EXERCISE DESCRIPTION
Print exactly the lines from the first one down to the line containing "import React from", both ends included, with no pictures and nothing else.

==== PROVIDED ENTRIES

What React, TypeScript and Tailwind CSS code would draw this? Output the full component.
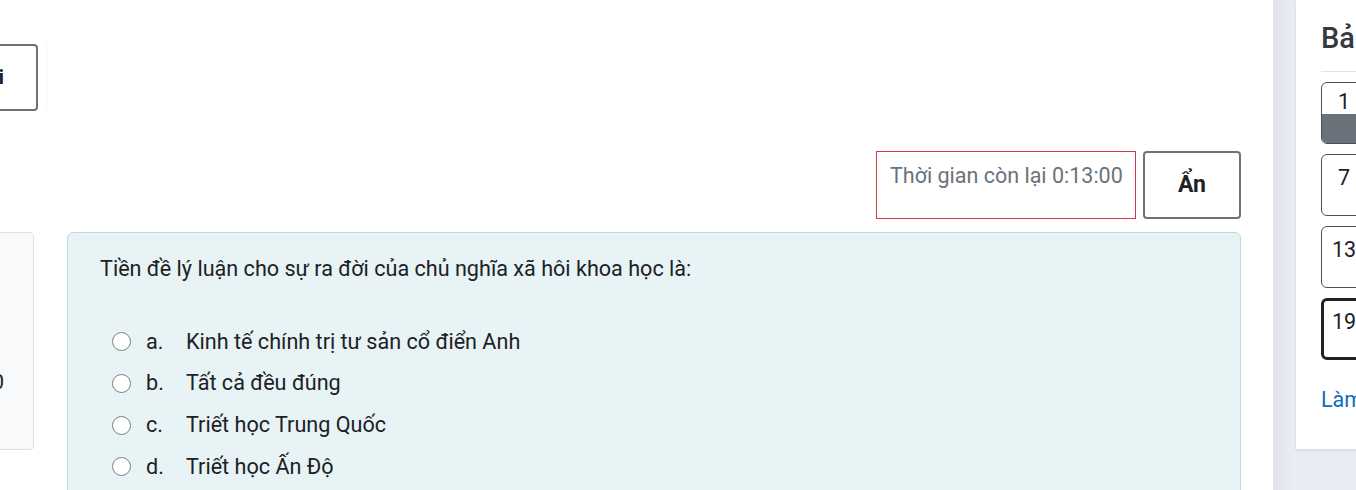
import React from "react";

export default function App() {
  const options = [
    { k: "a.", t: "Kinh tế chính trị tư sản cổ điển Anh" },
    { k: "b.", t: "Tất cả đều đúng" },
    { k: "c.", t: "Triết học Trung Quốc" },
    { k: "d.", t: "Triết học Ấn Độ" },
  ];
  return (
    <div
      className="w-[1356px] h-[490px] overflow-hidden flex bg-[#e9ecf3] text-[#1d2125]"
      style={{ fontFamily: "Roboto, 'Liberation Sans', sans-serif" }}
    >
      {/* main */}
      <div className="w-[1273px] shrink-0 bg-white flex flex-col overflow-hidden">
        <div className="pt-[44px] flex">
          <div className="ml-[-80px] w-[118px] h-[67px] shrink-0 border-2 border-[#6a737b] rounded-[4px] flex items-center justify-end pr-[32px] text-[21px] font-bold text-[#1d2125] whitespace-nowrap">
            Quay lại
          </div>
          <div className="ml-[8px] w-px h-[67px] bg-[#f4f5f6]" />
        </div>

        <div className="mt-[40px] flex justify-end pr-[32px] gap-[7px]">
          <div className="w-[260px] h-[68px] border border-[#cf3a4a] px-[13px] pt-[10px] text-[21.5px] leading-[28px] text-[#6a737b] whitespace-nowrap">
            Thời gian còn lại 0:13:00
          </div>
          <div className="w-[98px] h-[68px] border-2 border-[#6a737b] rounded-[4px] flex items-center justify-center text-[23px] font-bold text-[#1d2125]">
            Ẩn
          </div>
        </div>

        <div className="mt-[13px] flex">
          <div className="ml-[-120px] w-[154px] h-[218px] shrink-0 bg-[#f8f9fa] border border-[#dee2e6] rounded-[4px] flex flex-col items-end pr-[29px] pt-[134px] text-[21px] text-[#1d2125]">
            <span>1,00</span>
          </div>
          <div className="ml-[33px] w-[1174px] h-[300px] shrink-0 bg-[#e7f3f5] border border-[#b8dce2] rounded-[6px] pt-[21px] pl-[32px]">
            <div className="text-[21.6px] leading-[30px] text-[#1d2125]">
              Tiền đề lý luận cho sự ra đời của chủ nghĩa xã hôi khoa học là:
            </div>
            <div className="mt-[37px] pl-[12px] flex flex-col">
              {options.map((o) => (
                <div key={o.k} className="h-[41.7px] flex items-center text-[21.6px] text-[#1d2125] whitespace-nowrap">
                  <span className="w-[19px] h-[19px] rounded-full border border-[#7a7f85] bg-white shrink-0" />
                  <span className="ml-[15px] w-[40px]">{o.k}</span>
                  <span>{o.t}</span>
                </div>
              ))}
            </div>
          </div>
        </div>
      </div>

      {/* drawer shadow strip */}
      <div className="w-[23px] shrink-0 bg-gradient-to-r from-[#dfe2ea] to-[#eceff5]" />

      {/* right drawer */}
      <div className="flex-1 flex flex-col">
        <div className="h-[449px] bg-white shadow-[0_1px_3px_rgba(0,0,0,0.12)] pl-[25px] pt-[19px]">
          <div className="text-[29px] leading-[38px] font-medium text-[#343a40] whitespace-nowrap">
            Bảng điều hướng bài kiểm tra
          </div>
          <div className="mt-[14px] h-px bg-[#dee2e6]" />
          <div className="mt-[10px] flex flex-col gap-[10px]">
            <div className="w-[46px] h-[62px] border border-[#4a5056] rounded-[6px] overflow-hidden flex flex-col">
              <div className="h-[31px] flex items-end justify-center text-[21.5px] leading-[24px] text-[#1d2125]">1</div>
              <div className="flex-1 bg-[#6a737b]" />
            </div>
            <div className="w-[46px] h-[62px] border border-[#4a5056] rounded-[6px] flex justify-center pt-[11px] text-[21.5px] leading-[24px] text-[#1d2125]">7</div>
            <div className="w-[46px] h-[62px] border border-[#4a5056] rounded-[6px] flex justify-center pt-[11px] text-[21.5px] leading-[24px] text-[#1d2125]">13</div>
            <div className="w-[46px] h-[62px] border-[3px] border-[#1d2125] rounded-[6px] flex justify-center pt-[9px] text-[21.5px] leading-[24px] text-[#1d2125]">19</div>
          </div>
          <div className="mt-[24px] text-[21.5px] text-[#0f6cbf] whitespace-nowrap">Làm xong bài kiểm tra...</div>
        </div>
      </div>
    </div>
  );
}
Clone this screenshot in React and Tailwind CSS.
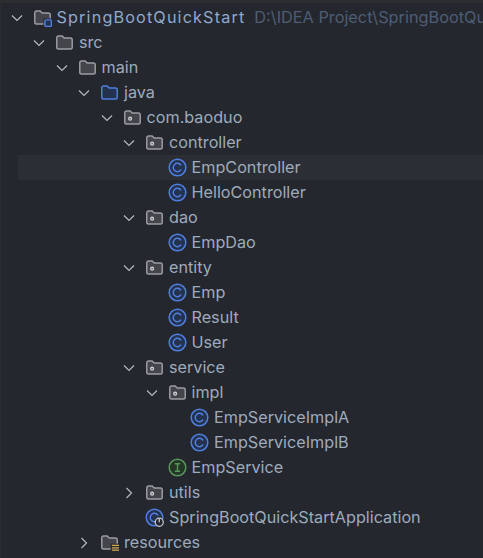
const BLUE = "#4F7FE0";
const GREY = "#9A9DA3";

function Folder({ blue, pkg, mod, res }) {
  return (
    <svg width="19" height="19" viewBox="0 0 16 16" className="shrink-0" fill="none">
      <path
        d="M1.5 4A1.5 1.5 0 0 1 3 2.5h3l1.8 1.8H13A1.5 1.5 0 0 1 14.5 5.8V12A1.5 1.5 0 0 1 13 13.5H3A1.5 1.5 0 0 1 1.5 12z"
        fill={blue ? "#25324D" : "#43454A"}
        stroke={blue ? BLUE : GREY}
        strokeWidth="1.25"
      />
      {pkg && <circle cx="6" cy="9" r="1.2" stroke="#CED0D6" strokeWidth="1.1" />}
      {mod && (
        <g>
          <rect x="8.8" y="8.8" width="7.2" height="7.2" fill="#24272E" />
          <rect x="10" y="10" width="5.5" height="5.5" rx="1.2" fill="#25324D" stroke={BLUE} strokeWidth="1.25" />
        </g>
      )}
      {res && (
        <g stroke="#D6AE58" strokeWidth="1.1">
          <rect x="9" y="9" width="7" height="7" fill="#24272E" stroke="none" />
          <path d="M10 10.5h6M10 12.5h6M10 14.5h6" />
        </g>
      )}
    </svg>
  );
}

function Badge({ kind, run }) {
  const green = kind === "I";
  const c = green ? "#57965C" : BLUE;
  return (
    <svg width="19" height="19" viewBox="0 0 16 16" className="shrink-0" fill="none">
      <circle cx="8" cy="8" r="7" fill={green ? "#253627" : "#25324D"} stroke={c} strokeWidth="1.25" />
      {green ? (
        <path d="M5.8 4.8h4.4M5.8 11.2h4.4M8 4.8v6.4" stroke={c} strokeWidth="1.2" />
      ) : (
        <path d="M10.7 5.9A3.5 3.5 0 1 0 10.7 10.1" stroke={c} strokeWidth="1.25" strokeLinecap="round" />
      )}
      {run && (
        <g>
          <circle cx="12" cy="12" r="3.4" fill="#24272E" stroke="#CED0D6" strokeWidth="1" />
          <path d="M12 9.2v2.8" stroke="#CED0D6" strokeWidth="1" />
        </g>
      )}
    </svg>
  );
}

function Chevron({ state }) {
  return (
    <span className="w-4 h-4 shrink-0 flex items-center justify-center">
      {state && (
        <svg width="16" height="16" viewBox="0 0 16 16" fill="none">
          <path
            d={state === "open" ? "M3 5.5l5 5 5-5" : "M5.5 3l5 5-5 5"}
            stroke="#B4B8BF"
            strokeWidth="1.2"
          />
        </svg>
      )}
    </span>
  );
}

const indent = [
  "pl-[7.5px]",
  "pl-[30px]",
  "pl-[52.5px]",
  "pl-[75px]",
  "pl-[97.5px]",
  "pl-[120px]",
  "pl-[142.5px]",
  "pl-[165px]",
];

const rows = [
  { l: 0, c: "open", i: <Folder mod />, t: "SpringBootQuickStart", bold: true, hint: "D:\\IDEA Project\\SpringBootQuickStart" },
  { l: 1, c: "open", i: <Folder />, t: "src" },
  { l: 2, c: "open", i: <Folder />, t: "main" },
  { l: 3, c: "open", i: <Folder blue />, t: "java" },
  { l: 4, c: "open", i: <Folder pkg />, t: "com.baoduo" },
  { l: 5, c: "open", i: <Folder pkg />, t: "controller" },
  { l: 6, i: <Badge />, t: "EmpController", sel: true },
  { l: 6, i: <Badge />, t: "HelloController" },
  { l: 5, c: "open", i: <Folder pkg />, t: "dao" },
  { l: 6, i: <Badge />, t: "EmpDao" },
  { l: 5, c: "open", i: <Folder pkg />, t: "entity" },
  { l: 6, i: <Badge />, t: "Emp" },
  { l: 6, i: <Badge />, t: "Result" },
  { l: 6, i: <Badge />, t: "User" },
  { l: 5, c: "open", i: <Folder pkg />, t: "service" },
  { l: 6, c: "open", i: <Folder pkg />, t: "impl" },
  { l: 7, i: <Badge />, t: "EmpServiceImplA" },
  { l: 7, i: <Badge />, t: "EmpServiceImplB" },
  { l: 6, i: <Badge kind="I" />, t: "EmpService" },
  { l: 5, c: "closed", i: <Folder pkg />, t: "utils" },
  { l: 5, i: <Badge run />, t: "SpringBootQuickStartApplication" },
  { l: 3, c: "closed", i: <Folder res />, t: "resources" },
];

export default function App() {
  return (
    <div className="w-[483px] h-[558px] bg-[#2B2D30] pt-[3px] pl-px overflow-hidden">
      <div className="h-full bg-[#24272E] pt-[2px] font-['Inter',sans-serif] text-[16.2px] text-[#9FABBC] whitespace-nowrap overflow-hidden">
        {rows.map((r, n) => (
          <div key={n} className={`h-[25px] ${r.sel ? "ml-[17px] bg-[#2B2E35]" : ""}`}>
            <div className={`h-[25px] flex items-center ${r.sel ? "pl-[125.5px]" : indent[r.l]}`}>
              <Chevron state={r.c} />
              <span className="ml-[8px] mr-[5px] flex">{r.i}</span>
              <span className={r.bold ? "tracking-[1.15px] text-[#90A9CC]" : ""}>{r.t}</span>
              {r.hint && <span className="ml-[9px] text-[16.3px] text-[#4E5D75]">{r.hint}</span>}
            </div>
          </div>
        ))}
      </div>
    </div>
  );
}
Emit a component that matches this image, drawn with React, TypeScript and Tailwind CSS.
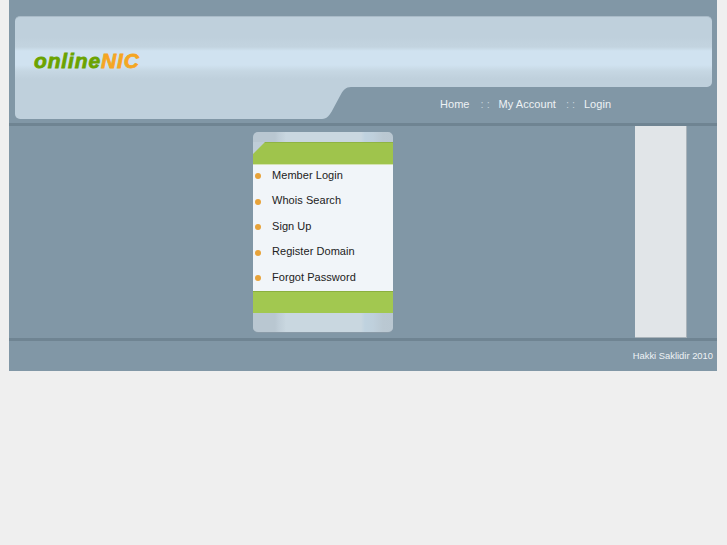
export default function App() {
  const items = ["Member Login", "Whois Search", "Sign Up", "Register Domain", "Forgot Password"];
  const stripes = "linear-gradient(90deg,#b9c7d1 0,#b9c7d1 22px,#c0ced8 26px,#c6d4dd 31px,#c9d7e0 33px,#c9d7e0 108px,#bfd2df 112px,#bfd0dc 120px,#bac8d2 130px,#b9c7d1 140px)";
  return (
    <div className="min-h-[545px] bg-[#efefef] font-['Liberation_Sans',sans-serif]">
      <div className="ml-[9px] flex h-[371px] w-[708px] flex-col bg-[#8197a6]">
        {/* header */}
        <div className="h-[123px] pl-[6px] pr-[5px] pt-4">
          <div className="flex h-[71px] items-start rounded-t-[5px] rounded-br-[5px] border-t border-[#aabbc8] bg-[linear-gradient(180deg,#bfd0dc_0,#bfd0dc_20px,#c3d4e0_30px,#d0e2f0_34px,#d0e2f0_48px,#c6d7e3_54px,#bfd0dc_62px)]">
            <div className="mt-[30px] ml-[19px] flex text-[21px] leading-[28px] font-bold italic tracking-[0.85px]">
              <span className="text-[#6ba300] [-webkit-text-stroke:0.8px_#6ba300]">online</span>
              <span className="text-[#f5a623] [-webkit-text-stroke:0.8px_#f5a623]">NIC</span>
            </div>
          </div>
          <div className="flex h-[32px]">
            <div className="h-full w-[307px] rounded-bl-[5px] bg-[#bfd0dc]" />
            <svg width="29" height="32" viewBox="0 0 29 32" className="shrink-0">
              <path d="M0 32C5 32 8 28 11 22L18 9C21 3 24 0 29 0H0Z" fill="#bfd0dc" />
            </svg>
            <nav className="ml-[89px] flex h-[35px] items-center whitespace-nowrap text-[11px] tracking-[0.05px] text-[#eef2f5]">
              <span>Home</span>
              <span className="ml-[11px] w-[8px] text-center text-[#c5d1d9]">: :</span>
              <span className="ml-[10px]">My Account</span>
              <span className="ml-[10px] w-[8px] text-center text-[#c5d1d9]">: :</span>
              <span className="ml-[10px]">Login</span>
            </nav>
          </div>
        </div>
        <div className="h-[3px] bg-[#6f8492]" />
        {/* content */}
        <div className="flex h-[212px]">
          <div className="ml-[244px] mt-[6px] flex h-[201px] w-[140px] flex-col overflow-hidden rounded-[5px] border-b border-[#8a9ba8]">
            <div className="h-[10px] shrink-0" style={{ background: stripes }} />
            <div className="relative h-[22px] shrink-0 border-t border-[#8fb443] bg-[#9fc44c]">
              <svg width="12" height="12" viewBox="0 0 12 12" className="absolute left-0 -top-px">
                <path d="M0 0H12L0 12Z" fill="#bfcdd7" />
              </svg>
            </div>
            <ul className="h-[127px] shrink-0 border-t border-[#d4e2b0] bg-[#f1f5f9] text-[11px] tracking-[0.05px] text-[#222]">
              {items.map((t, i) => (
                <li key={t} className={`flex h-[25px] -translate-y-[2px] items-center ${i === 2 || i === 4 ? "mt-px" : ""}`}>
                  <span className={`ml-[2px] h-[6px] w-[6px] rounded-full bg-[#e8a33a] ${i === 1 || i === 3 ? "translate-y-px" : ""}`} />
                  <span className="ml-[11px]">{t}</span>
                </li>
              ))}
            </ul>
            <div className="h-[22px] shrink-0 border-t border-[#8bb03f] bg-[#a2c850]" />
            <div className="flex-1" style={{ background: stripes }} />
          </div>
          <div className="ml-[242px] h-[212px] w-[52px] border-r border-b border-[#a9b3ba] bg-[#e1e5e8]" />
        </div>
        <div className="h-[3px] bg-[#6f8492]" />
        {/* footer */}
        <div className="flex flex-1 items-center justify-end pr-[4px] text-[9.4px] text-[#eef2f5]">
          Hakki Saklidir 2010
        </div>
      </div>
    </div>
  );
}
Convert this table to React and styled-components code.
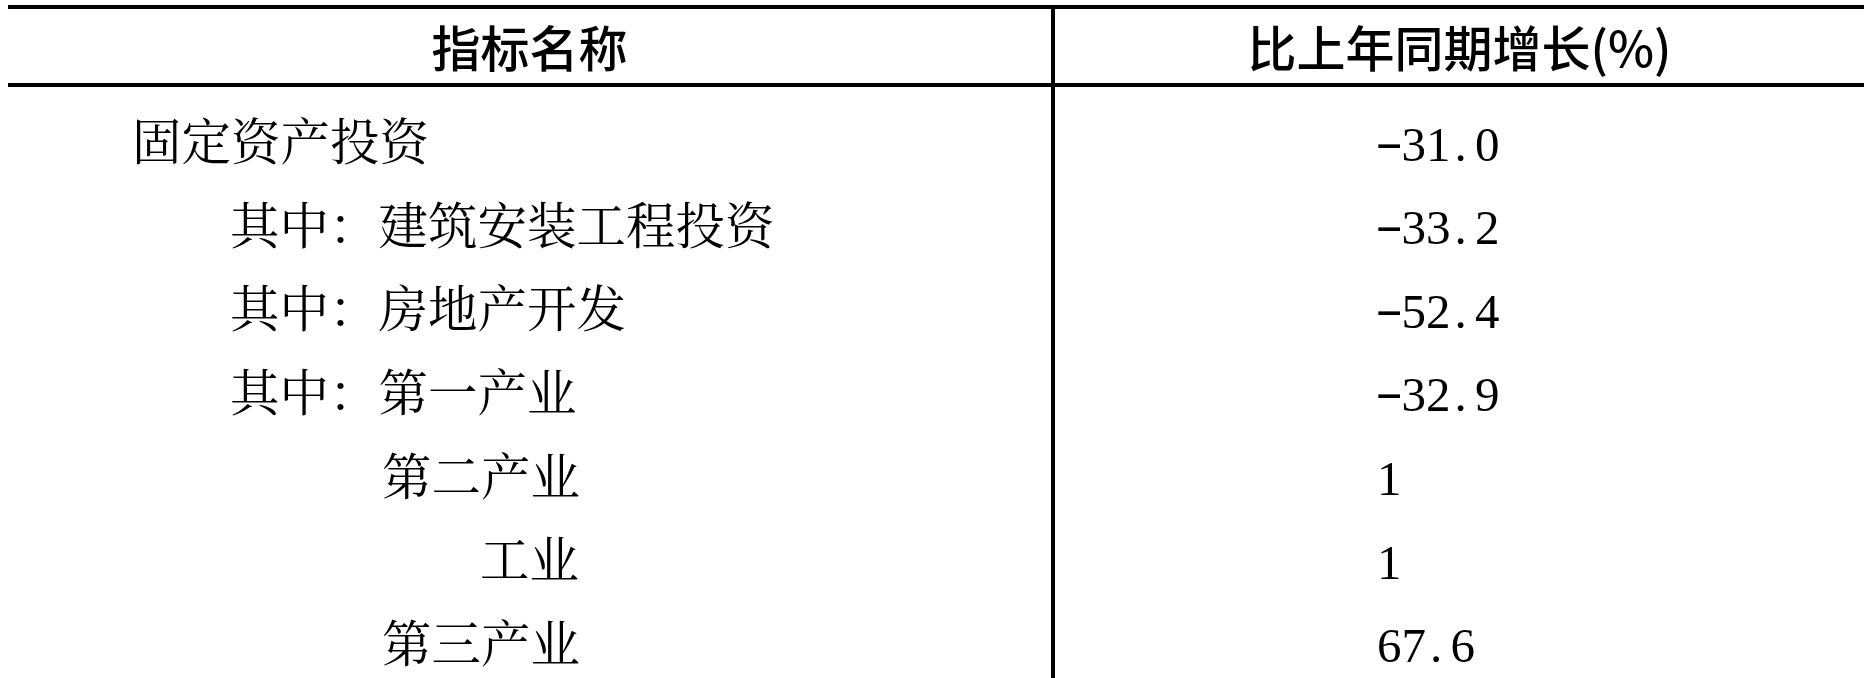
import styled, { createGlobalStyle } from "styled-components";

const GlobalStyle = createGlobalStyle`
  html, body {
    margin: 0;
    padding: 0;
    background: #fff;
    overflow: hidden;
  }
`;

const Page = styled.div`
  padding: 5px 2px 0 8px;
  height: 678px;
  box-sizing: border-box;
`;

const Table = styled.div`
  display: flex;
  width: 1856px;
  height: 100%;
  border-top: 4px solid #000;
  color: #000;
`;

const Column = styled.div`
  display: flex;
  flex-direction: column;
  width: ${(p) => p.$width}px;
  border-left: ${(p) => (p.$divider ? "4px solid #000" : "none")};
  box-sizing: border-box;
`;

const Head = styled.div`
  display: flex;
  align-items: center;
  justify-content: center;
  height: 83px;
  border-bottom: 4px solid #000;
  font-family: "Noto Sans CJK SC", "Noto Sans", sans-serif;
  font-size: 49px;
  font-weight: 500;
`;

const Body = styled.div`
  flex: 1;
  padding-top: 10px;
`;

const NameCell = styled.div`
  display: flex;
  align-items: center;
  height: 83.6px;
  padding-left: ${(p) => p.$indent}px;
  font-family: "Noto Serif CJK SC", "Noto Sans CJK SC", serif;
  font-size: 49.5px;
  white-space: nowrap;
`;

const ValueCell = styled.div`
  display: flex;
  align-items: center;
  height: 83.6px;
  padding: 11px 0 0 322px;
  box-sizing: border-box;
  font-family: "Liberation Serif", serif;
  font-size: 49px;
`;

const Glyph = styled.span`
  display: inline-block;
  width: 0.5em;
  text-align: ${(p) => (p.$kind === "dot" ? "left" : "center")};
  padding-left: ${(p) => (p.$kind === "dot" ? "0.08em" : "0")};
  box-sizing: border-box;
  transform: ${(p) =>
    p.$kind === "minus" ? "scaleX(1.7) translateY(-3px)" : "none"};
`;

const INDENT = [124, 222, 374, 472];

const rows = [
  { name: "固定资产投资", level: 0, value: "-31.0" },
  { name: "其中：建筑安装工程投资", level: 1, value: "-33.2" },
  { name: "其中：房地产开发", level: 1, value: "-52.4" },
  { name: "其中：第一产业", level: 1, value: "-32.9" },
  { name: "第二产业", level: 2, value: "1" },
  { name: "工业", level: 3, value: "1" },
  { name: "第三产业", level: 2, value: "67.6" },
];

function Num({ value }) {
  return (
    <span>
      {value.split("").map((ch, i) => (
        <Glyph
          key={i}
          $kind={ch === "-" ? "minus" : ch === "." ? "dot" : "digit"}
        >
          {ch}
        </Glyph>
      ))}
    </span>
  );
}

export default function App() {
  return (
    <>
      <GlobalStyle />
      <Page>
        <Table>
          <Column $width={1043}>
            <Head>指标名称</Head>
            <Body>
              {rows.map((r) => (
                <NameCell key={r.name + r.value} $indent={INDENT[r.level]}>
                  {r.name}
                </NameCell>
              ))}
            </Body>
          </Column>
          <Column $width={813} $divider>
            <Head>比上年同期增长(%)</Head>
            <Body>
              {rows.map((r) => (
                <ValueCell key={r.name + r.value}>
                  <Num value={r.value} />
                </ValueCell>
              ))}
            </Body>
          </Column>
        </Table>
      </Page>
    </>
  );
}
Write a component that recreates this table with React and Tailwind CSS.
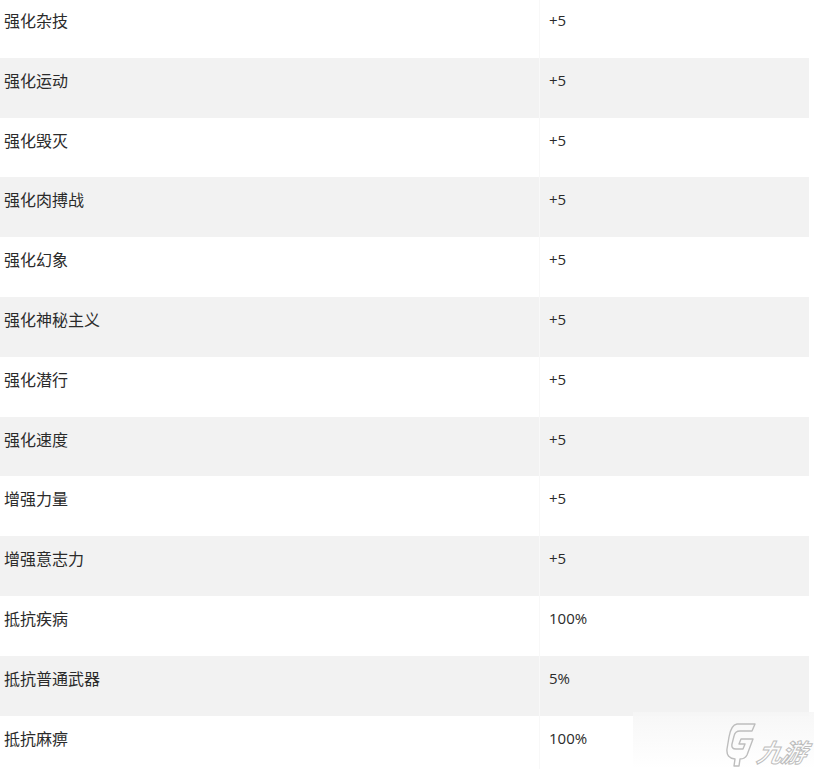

========

COMPLETE OUTPUT
What React, TypeScript and Tailwind CSS code would draw this? Output the full component.
import React from "react";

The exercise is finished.